I Guerrieri neanche volevano andarci in Gabon. E la sera prima di partire per la Coppa d’Africa hanno disertato la cena ufficiale con il vicepresidente della Repubblica. Non uno sgarbo da poco, se i protagonisti del gran rifiuto sono i calciatori della nazionale dello Zimbabwe, Warriors di soprannome, e se lo sgarbo è stato rivolto, di fatto, anche al dittatore Robert Mugabe, 92 anni, al potere ininterrottamente dal 1980, quando divenne primo ministro. Ad agosto, dopo che i trentuno membri della squadra olimpica hanno chiuso i Giochi di Rio senza una medaglia, l’ira di Mugabe è divenuta leggendaria, insieme alla minaccia di chiedere indietro ai disonorati atleti, pena l’arresto, i soldi spesi dallo Zimbabwe per la preparazione e il viaggio a queste sciagurate Olimpiadi.
L’economia locale è in ginocchio, il paese otto anni fa è rimasto senza un soldo, nel senso letterale del termine: la valuta nazionale ha perso valore legale in conseguenza dell’inflazione stellare e il governo ha adottato unilateralmente il dollaro statunitense come moneta ufficiale.
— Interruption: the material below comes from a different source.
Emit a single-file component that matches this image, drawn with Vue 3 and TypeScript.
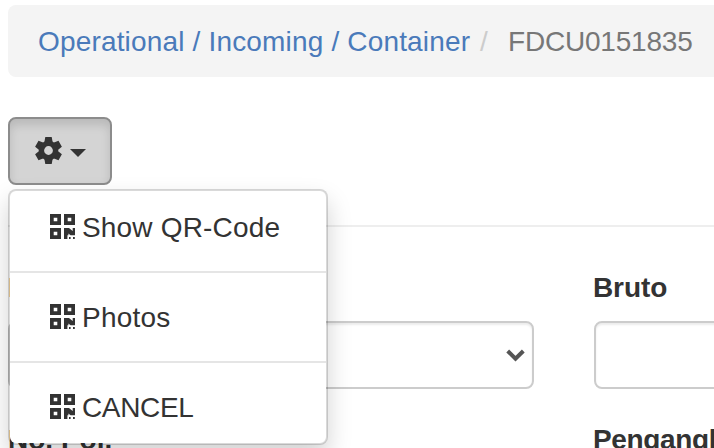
<script setup lang="ts">
import { ref } from 'vue'

const actions = ref([
  { label: 'Show QR-Code', cls: 'show' },
  { label: 'Photos', cls: 'photos' },
  { label: 'CANCEL', cls: 'cancel' },
])
</script>

<template>
  <main class="page">
    <nav class="breadcrumb">
      <a class="crumb-link">Operational / Incoming / Container</a>
      <span class="sep">/</span>
      <span class="current">FDCU0151835</span>
    </nav>

    <div class="toolbar">
      <button class="toggle" type="button" aria-label="Actions">
        <svg class="gear" viewBox="-13.5 -13.5 27 27">
          <path d="M-3.2 -13.5H3.2L4.2 -8H-4.2ZM-3.2 13.5H3.2L4.2 8H-4.2Z" />
          <path transform="rotate(60)" d="M-3.4 -13.5H3.4L4.2 -8H-4.2ZM-3.4 13.5H3.4L4.2 8H-4.2Z" />
          <path transform="rotate(-60)" d="M-3.4 -13.5H3.4L4.2 -8H-4.2ZM-3.4 13.5H3.4L4.2 8H-4.2Z" />
          <circle class="ring" r="7.1" />
        </svg>
        <span class="caret"></span>
      </button>
      <ul class="menu">
        <li v-for="a in actions" :key="a.label" class="item">
          <svg class="qr" viewBox="0 0 25 25">
            <path
              fill-rule="evenodd"
              d="M0 0H11V11H0ZM3.7 3.7V7.3H7.3V3.7ZM14 0H25V11H14ZM17.7 3.7V7.3H21.3V3.7ZM0 14H11V25H0ZM3.7 17.7V21.3H7.3V17.7ZM14 14H19L22.7 17V14H25V21.3H20.5L18.4 19.6V21.3H17.4V25H14ZM19 23H20.6V25H19ZM23 23H24.8V25H23Z"
            />
          </svg>
          <span :class="a.cls">{{ a.label }}</span>
        </li>
      </ul>
    </div>

    <hr class="rule" />

    <form class="form">
      <div class="col">
        <label class="label">No.</label>
        <div class="control select">
          <svg class="chevron" viewBox="0 0 19 13">
            <path d="M1.7 2L9.5 9.6L17.3 2" />
          </svg>
        </div>
        <label class="label">No. Pol.</label>
      </div>
      <div class="col">
        <label class="label bruto">Bruto</label>
        <div class="control"></div>
        <label class="label peng">Pengangkut</label>
      </div>
    </form>
  </main>
</template>

<style>
body {
  overflow: hidden;
  background: #fff;
}
</style>

<style scoped>
.page {
  box-sizing: border-box;
  width: 714px;
  height: 448px;
  padding: 5px 0 0 8px;
  overflow: hidden;
  font: 28px/40px "Liberation Sans", Arial, sans-serif;
  color: #333;
}
.breadcrumb {
  display: flex;
  height: 40px;
  padding: 17px 0 15px 30px;
  margin-bottom: 40px;
  border-radius: 8px 0 0 8px;
  background: #f4f4f4;
  white-space: nowrap;
}
.crumb-link {
  width: 432px;
  letter-spacing: 0.17px;
  color: #4a7aba;
}
.sep {
  width: 18px;
  padding: 0 10px;
  color: #ccc;
}
.current {
  letter-spacing: -0.2px;
  color: #777;
}
.toolbar {
  position: relative;
  height: 68px;
}
.toggle {
  display: flex;
  box-sizing: border-box;
  width: 104px;
  height: 68px;
  align-items: center;
  gap: 8px;
  padding: 0 24px 0 24.5px;
  border: 2px solid #8c8c8c;
  border-radius: 8px;
  background: #d4d4d4;
  box-shadow: inset 0 6px 10px rgba(0, 0, 0, 0.125);
}
.gear {
  width: 27px;
  height: 27px;
  flex: none;
  margin-top: -1px;
  fill: #333;
}
.ring {
  fill: none;
  stroke: #333;
  stroke-width: 5.4;
}
.caret {
  margin-top: 3px;
  border: 8px solid transparent;
  border-top-color: #333;
  border-bottom: 0;
}
.menu {
  position: absolute;
  top: 72px;
  left: 0;
  z-index: 2;
  box-sizing: border-box;
  width: 320px;
  height: 256px;
  margin: 0;
  padding: 10px 0;
  list-style: none;
  border: 2px solid rgba(0, 0, 0, 0.15);
  border-radius: 8px;
  background: #fff;
  background-clip: padding-box;
  box-shadow: 0 12px 24px rgba(0, 0, 0, 0.175);
}
.item {
  display: flex;
  align-items: center;
  gap: 7px;
  height: 52px;
  padding-left: 40px;
  white-space: nowrap;
}
.item + .item {
  margin-top: 18px;
  padding-top: 18px;
  border-top: 2px solid #e5e5e5;
}
.item span {
  padding-top: 2px;
}
.show {
  letter-spacing: 0.18px;
}
.photos {
  letter-spacing: 0.2px;
}
.cancel {
  letter-spacing: -0.35px;
}
.qr {
  width: 25px;
  height: 25px;
  flex: none;
  margin-top: -1px;
  fill: #333;
}
.rule {
  margin: 40px 0;
  border: 0;
  border-top: 2px solid #eee;
}
.form {
  display: grid;
  grid-template-columns: 526px 526px;
  column-gap: 60px;
}
.label {
  display: block;
  box-sizing: border-box;
  height: 54px;
  padding-top: 1px;
  font-weight: 700;
  white-space: nowrap;
}
.bruto {
  margin-left: -1px;
  letter-spacing: -0.1px;
}
.peng {
  margin-left: -1px;
  letter-spacing: -0.35px;
}
.control {
  display: flex;
  box-sizing: border-box;
  height: 68px;
  margin-bottom: 30px;
  border: 2px solid #ccc;
  border-radius: 8px;
  background: #fff;
  box-shadow: inset 0 2px 2px rgba(0, 0, 0, 0.075);
}
.select {
  align-items: center;
  justify-content: flex-end;
  padding-right: 7px;
}
.chevron {
  width: 19px;
  height: 13px;
  fill: none;
  stroke: #555;
  stroke-width: 4;
}
</style>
In una terra di oltre 14 milioni di abitanti, con la disoccupazione al 90% e i dipendenti pubblici, dai poliziotti ai medici, che faticano a ricevere lo stipendio, la crisi ha travolto anche il calcio: nel 2015 la Fifa ha escluso lo Zimbabwe dalle qualificazioni al mondiale di Russia per un debito di 67mila dollari mai saldato nei confronti dell’ex ct, il brasiliano Jose Claudinei Georgini. L’attuale allenatore Callisto Pasuwa, che guida anche l’U23, già due anni fa se n’era andato perché non aveva preso un quattrino. E i giocatori hanno litigato con la federazione per il premio qualificazione, conquistata dopo undici anni, e le pessime condizioni di allenamento, costringendo il governo a stanziare un fondo straordinario di un milione di dollari per salvare la missione. Oggi debuttano contro l’Algeria, nel girone peggiore possibile, che include Senegal e Tunisia. Mugabe intanto è diventato il capo di Stato più longevo al mondo e non teme di essere giudicato dai risultati sul campo. Ripete, più o meno, che può esonerarlo soltanto Dio.